I just stood there thinking, “You know what? Maybe rules aren’t for everyone.”
And damn if he didn’t light up my whole day. Some people are like that—brief encounters that burn a little brighter than the rest of your routine. They remind you life isn’t just drywall dust, fire alarm inspections, and paperwork. Sometimes, it’s sidecars and stubborn old bikers who do whatever the hell they want.
Building Life
Meanwhile, back inside the reality show that is my day-to-day, things are chaos. Level 3 is almost done. Almost. Which means we’re doing the contractor’s version of juggling chainsaws. Fire alarm verification. Clients moving in while we’re still caulking trim. Door readers that don’t want to read. Networking that makes no sense because IT always finds a way to complicate things. City inspectors breathing down our necks. It’s a party, let me tell you.
And if that wasn’t enough, the first-floor project—FYI Doctors—is sliding into its finishing stages. Because why not pile it on? You don’t get one fire to put out in construction, you get five, all burning at once, and the fire department wants a certificate of occupancy by Friday.
Tomorrow, though, my buddy Ethan is finally back. The kid’s been gone two and a half weeks, off in Brazil on a church mission trip. I’m not sure exactly what he was building down there—probably houses or schools—but I know what he wasn’t building: walls on Level 3. I’ve noticed. I missed the hell out of him. He’s a good kid. Hard worker. And tomorrow, when he’s back by my side, we’re going to slam this project shut.
Running Against the Season
Now let’s pivot to me. I made a commitment—250 kilometers this month. I didn’t whisper it. I didn’t quietly jot it down on a sticky note. I threw it out on social media, because I know myself. Accountability. Public shame is a hell of a motivator.
ChatGPT even told me maybe I should start smaller. Reasonable. Conservative. Screw that. I’m not here for “reasonable.” I’m here to push. Aim big, gain big.
We’re September 3 today. I’m sitting at 28.3 kilometers. That’s two 10.5K runs plus a couple short evening leg-loosener runs. The math says I need 8.6 kilometers a day to hit 250, but the math also says you should take rest days. And math doesn’t run my life.
September’s always a tricky month for me. The air changes. The light feels different. It’s the reminder that summer’s over and winter’s lurking around the corner. And I hate winter. I’ve got SAD—Seasonal Affective Disorder. I know the signs. I know the drill. October’s manageable, November’s gray, December and January are like slogging through a swamp of ice and exhaustion. By February, I start to see cracks of light, March is hopeful, April’s basically a celebration.
So yeah—September? It’s the gateway drug to the months that mess me up. Which means I fight harder now. I run harder. I train harder. Because when the days get shorter and the nights get longer, I need something in me that isn’t just caffeine and complaints.

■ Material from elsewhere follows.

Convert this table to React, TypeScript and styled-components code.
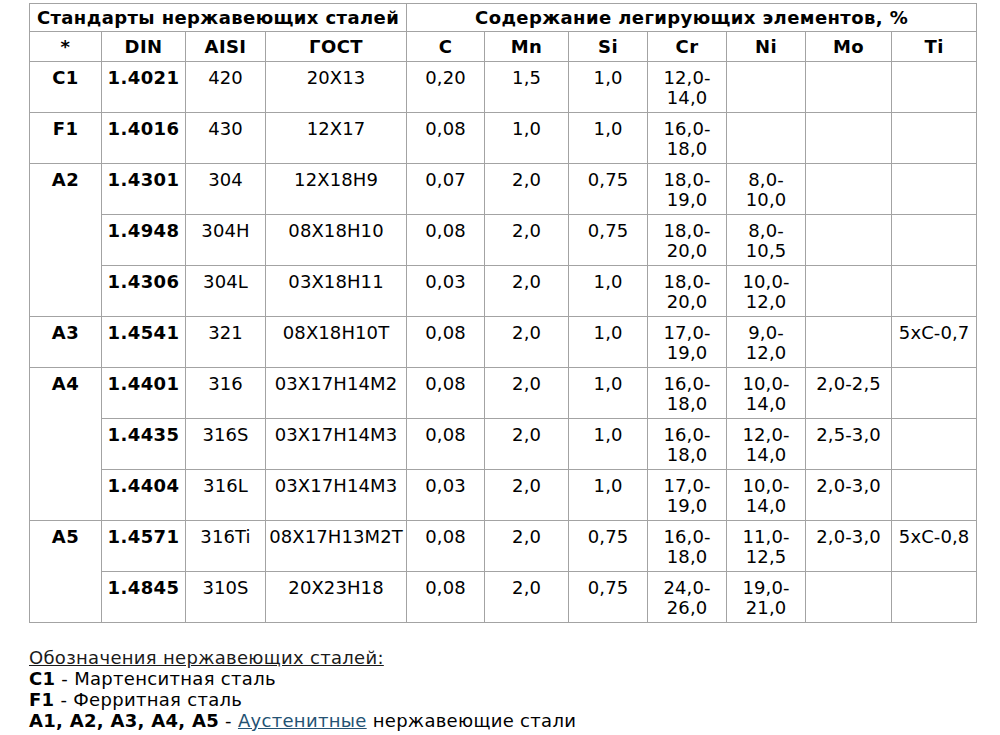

And if I’m being honest? I don’t want to be the grumpy guy. I don’t want to be the dad snapping over stupid things, the husband sulking because of nothing, the guy who’s just angry for no reason. That anger—it comes from somewhere deeper. I don’t need to dissect it. I just need to outrun it.
In a Nutshell
So here we are. Episode 15. A random biker reminded me that some rules are optional. Work is chaos but wrapping up. Ethan’s coming back. I’m chasing 250 kilometers. And I’m bracing myself for the season that always tests me.
But I’ll say this: I’m not backing down. Not this time. If September wants to take a swing at me, I’m swinging back—with a sidecar, a pair of running shoes, and a stubborn streak a mile wide.